## To do
Copy out the data exactly, leaving the pictures behind.

## Supplied material

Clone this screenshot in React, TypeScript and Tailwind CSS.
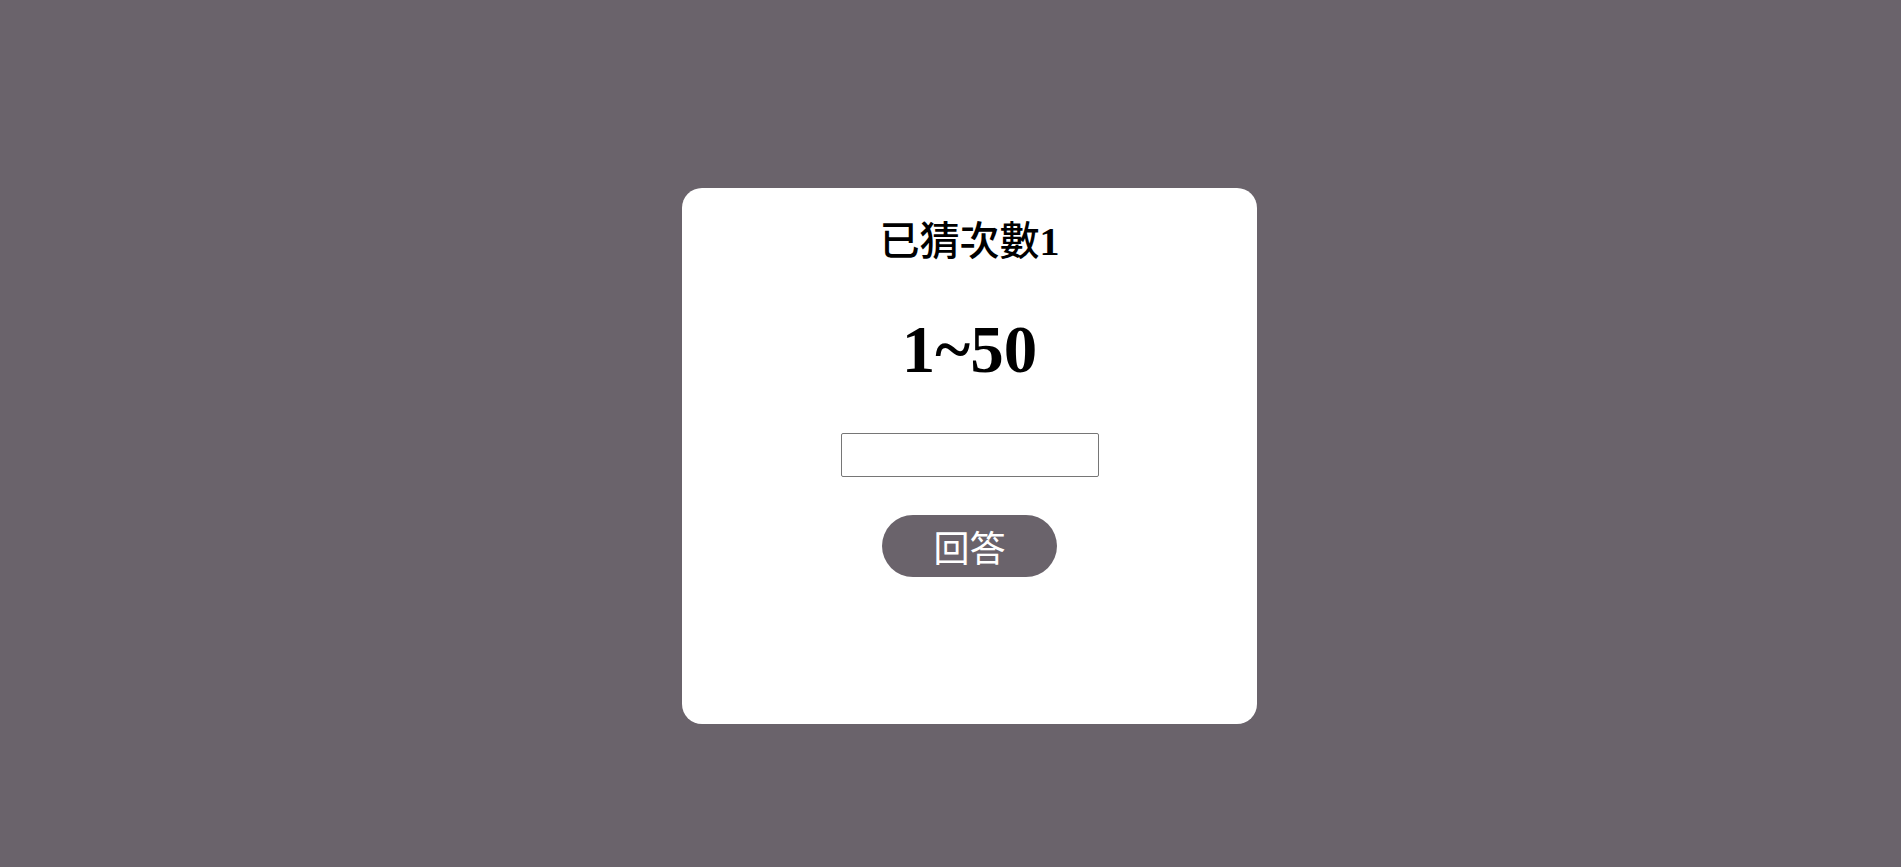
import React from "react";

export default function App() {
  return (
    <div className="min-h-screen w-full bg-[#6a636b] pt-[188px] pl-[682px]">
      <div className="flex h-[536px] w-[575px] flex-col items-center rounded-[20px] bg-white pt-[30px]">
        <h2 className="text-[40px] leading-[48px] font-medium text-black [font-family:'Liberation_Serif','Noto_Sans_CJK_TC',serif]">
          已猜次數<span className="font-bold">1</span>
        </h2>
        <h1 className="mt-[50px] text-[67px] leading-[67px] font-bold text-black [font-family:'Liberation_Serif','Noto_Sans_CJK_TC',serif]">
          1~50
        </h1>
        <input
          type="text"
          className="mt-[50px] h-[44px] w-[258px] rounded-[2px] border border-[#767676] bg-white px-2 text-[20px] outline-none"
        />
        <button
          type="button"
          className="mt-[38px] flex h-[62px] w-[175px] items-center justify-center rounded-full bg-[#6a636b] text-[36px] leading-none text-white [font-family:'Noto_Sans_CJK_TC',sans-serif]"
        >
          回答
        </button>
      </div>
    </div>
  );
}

## Task output
Clone this screenshot in React, TypeScript and Tailwind CSS.
import React from "react";

export default function App() {
  return (
    <div className="min-h-screen w-full bg-[#6a636b] pt-[188px] pl-[682px]">
      <div className="flex h-[536px] w-[575px] flex-col items-center rounded-[20px] bg-white pt-[30px]">
        <h2 className="text-[40px] leading-[48px] font-medium text-black [font-family:'Liberation_Serif','Noto_Sans_CJK_TC',serif]">
          已猜次數<span className="font-bold">1</span>
        </h2>
        <h1 className="mt-[50px] text-[67px] leading-[67px] font-bold text-black [font-family:'Liberation_Serif','Noto_Sans_CJK_TC',serif]">
          1~50
        </h1>
        <input
          type="text"
          className="mt-[50px] h-[44px] w-[258px] rounded-[2px] border border-[#767676] bg-white px-2 text-[20px] outline-none"
        />
        <button
          type="button"
          className="mt-[38px] flex h-[62px] w-[175px] items-center justify-center rounded-full bg-[#6a636b] text-[36px] leading-none text-white [font-family:'Noto_Sans_CJK_TC',sans-serif]"
        >
          回答
        </button>
      </div>
    </div>
  );
}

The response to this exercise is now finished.